Lisa: After the election, I had first heard about the national march the Friday after the election from a friend in New York. In the next 24 hours, I started thinking that we needed it to be really inclusive, it needed to be coordinated around the country. I floated that idea but many others had too. That weekend, we had our B’nai Mitzvah retreat and Liza Henry, who is the youth engagement director at Mt. Zion, had told me about the local group and I had an invitation from her. The first planning meeting was Nov. 20. That’s where Alena and I met. Because I was so assertive in sending ideas, they pulled me into the planning group.

Alena: You had a lot of contacts and engagement ideas.

Lisa: Not experience. This is my first time doing anything like this.

Alena: As a professor, you’re very well connected in social justice events.

Neither of you comes from an organizing background?

Alena: I’ve always gotten involved in social action activities and events for many years, but I haven’t truly been an organizer. My one organizing experience where I was really on the committee was the Minnesota Interfaith Darfur Coalition and we met at Temple Israel. Other than that, just more as a participant. I was headed to D.C. with my daughters, we were lining up accommodations after buying our tickets, which was a week before the first planning meeting. I started to think ‘I’m sure there’s a local march and it would be great to be in on the organizing of the local march and meet other women in the Minneapolis-St. Paul or Greater Minnesota area that feel the same way as I do.’ For us, D.C. was going to be chaotic. Within 24 hours, we decided to not only go to the march, but be in the organizing.

How much does being at your respective synagogues play into your decisions to get involved?

Lisa: That Liza was the person that invited me, she gave the most impassioned and inspiring mini-sermon after Philando Castile’s killing. There have been a number of moments in the last year or so at Mt. Zion. I feel supported, I feel inspired. I feel that commitment is really cultivated in that community. Generally, Mt. Zion provides that home and commitment. One of the things that came up was how to welcome a stranger and provide a safe space. In terms of women’s issues, it’s not the temple itself that has been pushing it.
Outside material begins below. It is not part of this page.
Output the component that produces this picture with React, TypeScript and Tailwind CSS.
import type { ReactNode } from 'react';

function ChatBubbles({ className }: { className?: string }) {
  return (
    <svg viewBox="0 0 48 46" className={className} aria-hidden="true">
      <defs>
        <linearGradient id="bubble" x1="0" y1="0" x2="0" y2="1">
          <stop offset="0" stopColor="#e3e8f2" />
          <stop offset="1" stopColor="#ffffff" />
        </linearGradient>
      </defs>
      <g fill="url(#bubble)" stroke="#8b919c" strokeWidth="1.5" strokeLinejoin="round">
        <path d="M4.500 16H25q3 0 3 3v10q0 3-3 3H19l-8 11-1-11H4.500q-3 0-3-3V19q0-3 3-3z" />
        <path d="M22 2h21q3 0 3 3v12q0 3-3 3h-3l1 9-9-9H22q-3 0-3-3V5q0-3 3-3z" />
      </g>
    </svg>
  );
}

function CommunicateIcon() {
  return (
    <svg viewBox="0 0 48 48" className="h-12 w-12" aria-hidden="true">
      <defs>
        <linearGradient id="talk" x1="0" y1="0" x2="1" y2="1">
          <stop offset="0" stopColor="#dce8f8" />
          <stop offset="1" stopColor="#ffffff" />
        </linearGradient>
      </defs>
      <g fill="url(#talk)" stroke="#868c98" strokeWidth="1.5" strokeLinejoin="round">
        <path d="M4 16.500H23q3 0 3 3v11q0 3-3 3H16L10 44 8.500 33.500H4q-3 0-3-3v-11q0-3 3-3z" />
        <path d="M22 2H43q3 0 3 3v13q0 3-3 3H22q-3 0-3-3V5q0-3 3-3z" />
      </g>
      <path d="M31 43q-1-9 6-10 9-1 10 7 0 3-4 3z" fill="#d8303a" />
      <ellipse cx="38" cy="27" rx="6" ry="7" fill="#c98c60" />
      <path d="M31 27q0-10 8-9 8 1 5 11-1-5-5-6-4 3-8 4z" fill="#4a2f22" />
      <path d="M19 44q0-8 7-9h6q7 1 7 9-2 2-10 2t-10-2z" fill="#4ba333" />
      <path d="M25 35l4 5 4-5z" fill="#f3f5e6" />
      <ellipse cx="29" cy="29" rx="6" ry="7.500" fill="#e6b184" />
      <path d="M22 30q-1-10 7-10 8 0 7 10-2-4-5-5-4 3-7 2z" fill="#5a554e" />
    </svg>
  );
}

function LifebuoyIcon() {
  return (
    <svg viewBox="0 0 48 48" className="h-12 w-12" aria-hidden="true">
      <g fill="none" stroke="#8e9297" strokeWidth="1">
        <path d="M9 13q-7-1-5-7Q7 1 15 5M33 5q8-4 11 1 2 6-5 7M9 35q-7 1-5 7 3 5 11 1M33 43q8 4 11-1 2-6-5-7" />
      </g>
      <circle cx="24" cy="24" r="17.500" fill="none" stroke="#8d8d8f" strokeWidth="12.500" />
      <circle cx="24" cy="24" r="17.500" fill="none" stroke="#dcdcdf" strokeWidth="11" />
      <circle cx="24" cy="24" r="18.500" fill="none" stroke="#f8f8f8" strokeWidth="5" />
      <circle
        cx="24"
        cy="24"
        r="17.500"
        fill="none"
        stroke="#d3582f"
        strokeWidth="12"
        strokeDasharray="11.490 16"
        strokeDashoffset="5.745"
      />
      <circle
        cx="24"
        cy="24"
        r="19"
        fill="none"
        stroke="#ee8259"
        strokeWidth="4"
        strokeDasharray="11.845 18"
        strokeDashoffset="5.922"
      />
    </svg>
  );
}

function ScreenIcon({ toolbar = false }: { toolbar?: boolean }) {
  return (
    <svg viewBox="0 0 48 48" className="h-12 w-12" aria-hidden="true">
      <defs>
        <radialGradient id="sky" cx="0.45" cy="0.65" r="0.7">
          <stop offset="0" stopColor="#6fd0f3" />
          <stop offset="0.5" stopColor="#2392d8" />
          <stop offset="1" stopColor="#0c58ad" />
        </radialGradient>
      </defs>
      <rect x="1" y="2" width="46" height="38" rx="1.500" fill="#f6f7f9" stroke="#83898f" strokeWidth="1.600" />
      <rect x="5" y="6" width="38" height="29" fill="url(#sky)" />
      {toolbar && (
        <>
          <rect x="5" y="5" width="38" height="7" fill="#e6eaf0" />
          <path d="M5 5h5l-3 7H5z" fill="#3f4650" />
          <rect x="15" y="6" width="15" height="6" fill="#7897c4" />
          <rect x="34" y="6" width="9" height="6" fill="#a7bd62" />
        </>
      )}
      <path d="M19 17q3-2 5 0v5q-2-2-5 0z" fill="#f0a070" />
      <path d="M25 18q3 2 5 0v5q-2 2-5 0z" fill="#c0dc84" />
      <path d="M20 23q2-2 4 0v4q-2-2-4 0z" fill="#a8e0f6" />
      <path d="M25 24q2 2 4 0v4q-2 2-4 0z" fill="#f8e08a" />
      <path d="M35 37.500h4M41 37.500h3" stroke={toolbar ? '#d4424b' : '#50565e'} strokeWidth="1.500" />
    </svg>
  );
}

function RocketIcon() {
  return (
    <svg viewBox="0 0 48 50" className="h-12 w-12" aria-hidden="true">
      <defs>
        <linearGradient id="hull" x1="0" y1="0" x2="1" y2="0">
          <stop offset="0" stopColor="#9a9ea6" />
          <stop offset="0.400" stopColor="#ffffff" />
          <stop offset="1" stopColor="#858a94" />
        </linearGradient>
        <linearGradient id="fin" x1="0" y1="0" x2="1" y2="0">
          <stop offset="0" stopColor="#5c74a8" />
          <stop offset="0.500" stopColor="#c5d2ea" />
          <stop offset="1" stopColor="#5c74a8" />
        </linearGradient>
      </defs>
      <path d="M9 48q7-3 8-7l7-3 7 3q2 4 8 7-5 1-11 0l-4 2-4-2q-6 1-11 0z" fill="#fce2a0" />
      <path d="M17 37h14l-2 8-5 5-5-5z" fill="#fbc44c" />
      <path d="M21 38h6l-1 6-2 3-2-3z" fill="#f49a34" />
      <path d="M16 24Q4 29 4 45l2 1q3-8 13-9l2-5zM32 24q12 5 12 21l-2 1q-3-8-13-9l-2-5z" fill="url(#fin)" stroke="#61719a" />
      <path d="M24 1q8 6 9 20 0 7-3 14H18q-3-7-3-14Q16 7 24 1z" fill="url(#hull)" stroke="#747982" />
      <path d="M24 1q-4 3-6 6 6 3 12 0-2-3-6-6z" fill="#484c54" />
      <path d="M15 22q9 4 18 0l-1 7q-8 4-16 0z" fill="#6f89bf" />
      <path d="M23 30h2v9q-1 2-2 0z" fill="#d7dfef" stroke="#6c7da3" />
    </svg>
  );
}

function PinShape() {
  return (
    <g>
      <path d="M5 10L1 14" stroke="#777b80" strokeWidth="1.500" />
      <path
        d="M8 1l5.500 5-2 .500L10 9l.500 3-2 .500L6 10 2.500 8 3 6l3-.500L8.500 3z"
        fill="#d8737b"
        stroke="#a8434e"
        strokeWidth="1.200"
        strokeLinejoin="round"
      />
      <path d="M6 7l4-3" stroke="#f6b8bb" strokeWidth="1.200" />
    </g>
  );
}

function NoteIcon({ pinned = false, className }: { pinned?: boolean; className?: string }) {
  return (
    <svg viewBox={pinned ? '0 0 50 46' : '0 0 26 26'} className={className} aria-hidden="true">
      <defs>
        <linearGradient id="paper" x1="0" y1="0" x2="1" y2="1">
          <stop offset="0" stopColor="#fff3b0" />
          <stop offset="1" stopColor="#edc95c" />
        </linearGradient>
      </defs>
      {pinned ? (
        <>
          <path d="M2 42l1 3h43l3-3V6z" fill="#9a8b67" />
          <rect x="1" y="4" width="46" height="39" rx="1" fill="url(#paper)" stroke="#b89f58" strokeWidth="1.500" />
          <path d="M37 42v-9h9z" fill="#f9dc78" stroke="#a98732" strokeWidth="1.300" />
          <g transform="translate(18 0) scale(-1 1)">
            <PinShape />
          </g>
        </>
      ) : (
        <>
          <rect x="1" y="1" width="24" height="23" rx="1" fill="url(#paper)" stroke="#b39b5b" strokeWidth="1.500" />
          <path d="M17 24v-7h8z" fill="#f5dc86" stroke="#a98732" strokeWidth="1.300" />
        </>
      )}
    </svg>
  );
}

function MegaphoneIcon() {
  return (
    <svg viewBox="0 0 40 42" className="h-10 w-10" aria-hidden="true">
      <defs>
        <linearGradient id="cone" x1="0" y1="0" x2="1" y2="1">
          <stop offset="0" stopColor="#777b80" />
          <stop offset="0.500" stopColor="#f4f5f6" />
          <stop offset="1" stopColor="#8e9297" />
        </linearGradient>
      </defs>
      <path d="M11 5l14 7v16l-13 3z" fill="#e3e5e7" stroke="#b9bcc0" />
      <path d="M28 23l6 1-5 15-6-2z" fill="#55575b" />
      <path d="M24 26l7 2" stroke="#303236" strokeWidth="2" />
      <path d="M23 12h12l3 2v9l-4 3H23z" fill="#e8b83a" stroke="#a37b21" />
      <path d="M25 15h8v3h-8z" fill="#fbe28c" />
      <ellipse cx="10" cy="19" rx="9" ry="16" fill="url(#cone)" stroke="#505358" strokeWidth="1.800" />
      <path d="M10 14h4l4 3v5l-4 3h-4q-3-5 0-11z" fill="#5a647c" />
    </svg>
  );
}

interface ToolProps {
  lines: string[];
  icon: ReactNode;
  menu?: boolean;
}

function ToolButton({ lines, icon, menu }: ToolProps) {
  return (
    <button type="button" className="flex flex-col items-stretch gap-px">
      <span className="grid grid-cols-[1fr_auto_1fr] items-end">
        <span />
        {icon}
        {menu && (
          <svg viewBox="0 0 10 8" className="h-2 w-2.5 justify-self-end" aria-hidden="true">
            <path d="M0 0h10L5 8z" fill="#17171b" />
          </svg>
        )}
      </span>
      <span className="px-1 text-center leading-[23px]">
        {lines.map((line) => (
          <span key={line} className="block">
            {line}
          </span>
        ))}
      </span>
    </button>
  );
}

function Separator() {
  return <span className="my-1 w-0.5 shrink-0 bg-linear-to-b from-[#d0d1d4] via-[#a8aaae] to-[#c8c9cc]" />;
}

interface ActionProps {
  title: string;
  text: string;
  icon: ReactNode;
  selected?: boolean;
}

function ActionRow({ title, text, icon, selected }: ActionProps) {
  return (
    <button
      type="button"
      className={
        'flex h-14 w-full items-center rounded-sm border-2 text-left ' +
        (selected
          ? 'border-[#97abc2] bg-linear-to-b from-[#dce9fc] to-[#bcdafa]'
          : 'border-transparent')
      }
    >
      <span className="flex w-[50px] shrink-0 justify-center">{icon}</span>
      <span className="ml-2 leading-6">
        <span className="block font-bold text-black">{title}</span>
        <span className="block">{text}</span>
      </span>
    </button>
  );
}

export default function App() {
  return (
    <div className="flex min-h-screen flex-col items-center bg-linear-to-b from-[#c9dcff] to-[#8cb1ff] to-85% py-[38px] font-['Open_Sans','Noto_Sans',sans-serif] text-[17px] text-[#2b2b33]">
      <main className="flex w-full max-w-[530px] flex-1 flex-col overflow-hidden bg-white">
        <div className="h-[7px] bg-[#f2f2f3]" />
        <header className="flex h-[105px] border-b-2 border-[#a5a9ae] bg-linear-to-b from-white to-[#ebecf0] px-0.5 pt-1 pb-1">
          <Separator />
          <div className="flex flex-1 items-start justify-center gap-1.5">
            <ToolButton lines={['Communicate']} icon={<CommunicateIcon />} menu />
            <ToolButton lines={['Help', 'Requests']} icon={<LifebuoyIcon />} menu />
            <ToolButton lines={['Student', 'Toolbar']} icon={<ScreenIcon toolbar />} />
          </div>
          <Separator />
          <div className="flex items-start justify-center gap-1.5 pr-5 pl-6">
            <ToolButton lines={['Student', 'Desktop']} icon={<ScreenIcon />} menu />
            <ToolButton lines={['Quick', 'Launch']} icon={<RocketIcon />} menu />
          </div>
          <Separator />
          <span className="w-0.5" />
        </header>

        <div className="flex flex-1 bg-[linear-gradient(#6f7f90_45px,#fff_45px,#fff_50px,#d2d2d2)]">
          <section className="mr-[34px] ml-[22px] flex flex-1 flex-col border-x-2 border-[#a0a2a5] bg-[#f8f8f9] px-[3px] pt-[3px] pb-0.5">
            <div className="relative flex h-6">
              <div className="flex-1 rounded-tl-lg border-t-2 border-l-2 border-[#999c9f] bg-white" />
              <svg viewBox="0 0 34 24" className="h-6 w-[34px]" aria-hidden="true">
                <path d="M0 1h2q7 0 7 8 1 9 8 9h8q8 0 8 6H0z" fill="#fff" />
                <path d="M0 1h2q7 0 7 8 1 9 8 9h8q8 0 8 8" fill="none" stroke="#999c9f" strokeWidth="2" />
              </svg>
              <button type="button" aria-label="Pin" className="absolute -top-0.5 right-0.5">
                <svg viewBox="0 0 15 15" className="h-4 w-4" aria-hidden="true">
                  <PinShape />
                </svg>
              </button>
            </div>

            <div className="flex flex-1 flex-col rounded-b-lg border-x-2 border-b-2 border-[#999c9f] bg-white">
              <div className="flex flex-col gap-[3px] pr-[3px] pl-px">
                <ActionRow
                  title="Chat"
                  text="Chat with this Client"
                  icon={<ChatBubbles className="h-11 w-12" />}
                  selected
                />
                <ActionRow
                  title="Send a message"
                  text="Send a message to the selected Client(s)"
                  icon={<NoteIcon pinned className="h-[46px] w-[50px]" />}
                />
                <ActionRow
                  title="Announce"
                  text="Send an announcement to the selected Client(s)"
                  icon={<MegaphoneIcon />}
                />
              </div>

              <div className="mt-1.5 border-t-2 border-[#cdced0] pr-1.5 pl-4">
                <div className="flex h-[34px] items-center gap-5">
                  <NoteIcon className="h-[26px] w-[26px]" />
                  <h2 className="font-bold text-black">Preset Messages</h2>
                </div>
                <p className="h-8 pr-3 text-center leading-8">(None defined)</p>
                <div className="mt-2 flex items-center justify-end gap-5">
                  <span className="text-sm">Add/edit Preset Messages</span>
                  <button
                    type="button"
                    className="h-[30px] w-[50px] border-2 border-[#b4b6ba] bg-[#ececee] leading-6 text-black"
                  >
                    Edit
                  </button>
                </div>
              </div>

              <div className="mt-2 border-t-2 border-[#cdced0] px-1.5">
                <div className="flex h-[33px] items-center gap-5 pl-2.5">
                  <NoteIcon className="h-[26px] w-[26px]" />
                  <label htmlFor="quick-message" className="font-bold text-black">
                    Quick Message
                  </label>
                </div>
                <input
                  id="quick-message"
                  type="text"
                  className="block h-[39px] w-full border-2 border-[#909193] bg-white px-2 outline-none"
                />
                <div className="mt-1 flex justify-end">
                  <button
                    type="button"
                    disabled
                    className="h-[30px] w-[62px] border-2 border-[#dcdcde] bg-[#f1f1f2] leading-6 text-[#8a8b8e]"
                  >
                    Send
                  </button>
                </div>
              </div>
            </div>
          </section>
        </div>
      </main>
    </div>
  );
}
Alena: I’ve been at Shir Tikvah close to 15 years, but I feel I found my congregational home. I had been really politically involved, but didn’t find a spiritual community that reflected those same values until I got to Shir Tikvah. There’s solidarity and comfort and strength and support in being with people who share those values, but it didn’t inform me in that direction, politically. But it motivates me, for sure. There are some congregants who are incredibly inspiring in terms of the work they do. It keeps me engaged as an everyday person.

What does the engagement committee do?

Lisa: We’re trying to reach out to as many organizations and communities in the Twin Cities.
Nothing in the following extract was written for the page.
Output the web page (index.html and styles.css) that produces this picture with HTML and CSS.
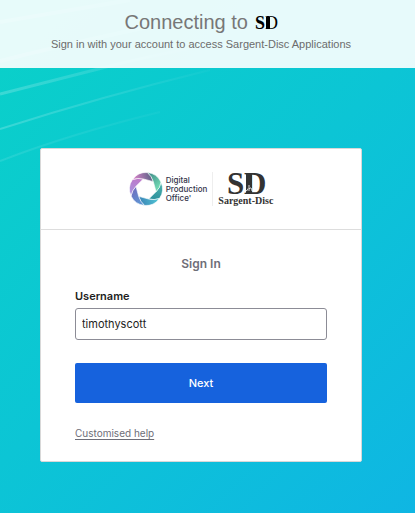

Alena: We’re reaching out to organizations in particular. It’s a broad list of faith orgs, social action groups, peace groups, women’s groups. Various cultural or ethnic advocacy groups.

Does the event being on a Saturday hurt potential Jewish turnout?

Alena: JCA won’t be able to officially sponsor, but if individuals take part, they may. I know my mother-in-law was eager to come but won’t. She’ll be there in spirit. Say, Shir Tikvah: It’s just a given that you will have congregation-wide support. Other congregations will be split. We are communicating that it’s a multi-partisan event. It’s not an anti-Trump march, and that’s something that’s being communicated from national. It’s definitely a message to the incoming administration.

Lisa: It’s not a protest; it’s an effort where we’re trying to unite people across categories. It’s not just about women and women’s rights, but uniting them in a positive message to remind ourselves and the new administration and the world that we’re still here and we aren’t going to roll over or cower in fear. There was so much fear expressed in the first meeting. Many multi-racial families afraid for their children. The idea that we’re here to create light and have hope in a time of darkness. That’s what it’s about rather than being ‘anti.’

How much of your activism is rooted in your Judaism and how you practice? Is there a link?

Alena: Very much so. I’m sure for a lot of people it was their Judaism that informed them about their activism. For me, it was the other way around. But finding that resonating set of ideas was really affirming and grounding for me. Living by certain Jewish values, tikkun olam in particular, and shedding light in the darkness. And just really living by your values obligates you to not be silent, not be oblivious, not be inactive. It’s a praying with your feet experience. As much as I love being in prayer at my synagogue, it’s something I feel compelled to do. And it’s something I try to impart on my children.

Lisa: I was going to say that, too. Between my son – who became Bar Mitzvah in 2011 and he’s now a freshman at the University of Minnesota – and my daughter, who will become Bat Mitzvah in June 2018, it’s walking the walk. My son is pretty involved himself. For him, it’s more social. He was involved in NFTY, he joined AEPi at the U. They do good things but it hasn’t been his main focus. Demonstrating this for them is really important to me.